When one told me, saying, Behold, Saul is dead, thinking to have brought good tidings, I took hold of him, and slew him in Ziklag, who thought that I would have given him a reward for his tidings:
(10) Who thought that I would have given him.—The words thought that I would are not in the original, and the literal translation of the margin is better: “which was the reward I gave him.” This shows very plainly David’s view of the motive which prompted the Amalekite to his lie recorded in 2 Samuel 1:10.

How much more, when wicked men have slain a righteous person in his own house upon his bed? shall I not therefore now require his blood of your hand, and take you away from the earth?
(11) A righteous person—i.e., righteous, not at fault, so far as the matter in hand and his relation to the assassins is concerned.

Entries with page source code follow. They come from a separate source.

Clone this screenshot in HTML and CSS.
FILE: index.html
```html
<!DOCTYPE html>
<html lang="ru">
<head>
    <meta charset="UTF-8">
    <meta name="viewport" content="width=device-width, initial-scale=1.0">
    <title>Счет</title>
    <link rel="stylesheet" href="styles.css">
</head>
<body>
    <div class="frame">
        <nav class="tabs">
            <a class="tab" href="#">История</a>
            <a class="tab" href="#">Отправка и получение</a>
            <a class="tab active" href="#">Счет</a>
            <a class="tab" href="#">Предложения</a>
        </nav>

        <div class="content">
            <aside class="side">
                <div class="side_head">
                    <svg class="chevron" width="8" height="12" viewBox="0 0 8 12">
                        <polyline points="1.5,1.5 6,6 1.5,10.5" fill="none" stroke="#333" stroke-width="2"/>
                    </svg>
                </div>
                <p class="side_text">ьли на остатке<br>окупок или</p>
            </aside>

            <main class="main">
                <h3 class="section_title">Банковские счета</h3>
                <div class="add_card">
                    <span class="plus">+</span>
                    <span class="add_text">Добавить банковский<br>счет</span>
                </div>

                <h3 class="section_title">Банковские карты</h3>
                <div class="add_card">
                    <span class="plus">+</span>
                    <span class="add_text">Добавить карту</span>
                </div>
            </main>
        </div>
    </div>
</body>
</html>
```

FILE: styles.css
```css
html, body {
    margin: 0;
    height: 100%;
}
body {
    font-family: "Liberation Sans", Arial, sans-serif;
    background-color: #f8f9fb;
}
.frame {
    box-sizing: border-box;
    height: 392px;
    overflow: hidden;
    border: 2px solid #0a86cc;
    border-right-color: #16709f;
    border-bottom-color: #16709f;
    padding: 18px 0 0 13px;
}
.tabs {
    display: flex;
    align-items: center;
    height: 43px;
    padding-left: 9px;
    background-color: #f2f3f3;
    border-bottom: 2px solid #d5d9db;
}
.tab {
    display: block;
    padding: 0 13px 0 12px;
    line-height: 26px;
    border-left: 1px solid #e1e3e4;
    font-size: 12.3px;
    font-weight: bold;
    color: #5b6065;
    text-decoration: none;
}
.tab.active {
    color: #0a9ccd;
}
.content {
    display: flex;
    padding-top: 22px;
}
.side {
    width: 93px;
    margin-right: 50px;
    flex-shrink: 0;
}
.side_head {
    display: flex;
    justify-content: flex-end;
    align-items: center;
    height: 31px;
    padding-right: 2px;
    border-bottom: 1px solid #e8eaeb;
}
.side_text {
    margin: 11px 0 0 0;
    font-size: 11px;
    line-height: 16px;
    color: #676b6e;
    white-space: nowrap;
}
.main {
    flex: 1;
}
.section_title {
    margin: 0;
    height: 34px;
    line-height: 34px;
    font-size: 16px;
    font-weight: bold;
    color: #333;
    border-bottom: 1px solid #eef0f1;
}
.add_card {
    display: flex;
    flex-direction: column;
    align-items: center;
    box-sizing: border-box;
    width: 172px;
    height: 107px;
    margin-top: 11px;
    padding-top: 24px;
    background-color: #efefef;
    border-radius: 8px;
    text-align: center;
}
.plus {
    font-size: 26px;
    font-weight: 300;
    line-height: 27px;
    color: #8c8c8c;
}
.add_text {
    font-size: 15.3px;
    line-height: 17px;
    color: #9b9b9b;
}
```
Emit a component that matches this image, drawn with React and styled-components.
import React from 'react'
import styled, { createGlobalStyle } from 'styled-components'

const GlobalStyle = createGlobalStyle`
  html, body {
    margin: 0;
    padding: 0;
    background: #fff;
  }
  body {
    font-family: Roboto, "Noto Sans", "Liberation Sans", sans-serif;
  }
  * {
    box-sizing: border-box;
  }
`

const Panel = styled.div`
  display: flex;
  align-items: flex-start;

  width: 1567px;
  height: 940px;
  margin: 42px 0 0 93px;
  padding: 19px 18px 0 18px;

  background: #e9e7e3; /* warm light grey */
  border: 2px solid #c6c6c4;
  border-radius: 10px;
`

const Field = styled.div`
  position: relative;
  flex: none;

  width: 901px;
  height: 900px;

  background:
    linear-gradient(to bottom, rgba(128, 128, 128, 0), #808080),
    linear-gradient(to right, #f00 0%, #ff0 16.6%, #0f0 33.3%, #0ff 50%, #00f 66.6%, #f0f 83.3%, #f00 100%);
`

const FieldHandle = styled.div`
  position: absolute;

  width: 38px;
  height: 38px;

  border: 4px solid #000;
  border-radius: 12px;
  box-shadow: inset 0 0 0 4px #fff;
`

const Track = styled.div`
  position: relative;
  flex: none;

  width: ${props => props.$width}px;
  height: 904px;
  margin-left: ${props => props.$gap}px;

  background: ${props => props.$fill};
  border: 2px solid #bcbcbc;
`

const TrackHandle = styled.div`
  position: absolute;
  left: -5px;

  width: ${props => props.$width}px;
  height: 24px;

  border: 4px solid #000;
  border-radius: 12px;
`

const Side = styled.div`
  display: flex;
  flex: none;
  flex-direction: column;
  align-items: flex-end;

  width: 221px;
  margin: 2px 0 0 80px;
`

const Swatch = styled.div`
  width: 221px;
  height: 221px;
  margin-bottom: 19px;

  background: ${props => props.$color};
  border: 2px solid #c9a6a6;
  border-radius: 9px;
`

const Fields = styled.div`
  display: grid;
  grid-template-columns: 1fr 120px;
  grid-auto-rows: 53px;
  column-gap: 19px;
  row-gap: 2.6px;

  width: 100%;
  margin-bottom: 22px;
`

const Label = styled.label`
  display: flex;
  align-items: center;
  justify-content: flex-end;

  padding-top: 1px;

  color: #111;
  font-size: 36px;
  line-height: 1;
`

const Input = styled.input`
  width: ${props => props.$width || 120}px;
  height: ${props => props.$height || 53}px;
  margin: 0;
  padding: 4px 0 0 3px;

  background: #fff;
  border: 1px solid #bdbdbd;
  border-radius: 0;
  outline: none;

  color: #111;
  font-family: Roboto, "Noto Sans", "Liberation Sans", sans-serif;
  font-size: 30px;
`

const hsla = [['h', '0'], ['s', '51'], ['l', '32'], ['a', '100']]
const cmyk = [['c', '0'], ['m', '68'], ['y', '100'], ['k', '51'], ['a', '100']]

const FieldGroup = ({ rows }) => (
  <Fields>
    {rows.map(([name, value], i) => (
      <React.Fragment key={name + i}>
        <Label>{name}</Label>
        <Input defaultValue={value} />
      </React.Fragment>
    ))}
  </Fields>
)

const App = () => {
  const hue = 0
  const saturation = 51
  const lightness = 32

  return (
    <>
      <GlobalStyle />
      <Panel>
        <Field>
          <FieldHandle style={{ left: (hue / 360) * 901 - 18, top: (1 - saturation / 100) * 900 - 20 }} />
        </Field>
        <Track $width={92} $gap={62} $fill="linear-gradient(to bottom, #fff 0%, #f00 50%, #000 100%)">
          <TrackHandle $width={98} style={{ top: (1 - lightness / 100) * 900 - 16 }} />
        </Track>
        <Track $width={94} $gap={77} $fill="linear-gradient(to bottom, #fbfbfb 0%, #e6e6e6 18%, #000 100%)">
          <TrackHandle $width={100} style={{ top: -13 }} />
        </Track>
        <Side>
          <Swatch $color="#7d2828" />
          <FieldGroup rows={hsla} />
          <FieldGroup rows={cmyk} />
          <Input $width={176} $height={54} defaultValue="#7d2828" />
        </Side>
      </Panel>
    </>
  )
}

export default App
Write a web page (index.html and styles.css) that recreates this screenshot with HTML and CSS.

Take you away from the earth.—“Rather, put you away out of the land. The word is one specially used of removing evil or the guilt of evil from the land (Deuteronomy 19:13; Deuteronomy 19:19, &c.). The guilt of murder defiled the land, until expiated by the execution of the murderer. (Numbers 35:33.)”—Kirkpatrick.

And David commanded his young men, and they slew them, and cut off their hands and their feet, and hanged them up over the pool in Hebron. But they took the head of Ishbosheth, and buried it in the sepulchre of Abner in Hebron.
(12) Over the pool in Hebron.—The mutilation of the bodies of the criminals was itself a disgrace, and the hanging them up near the pool, to which all the people resorted, made this as public as possible and a terrible warning against the commission of such crimes by others. On the other hand, the head of Ish-bosheth was honourably buried in the sepulchre of his chief friend and supporter, Abner.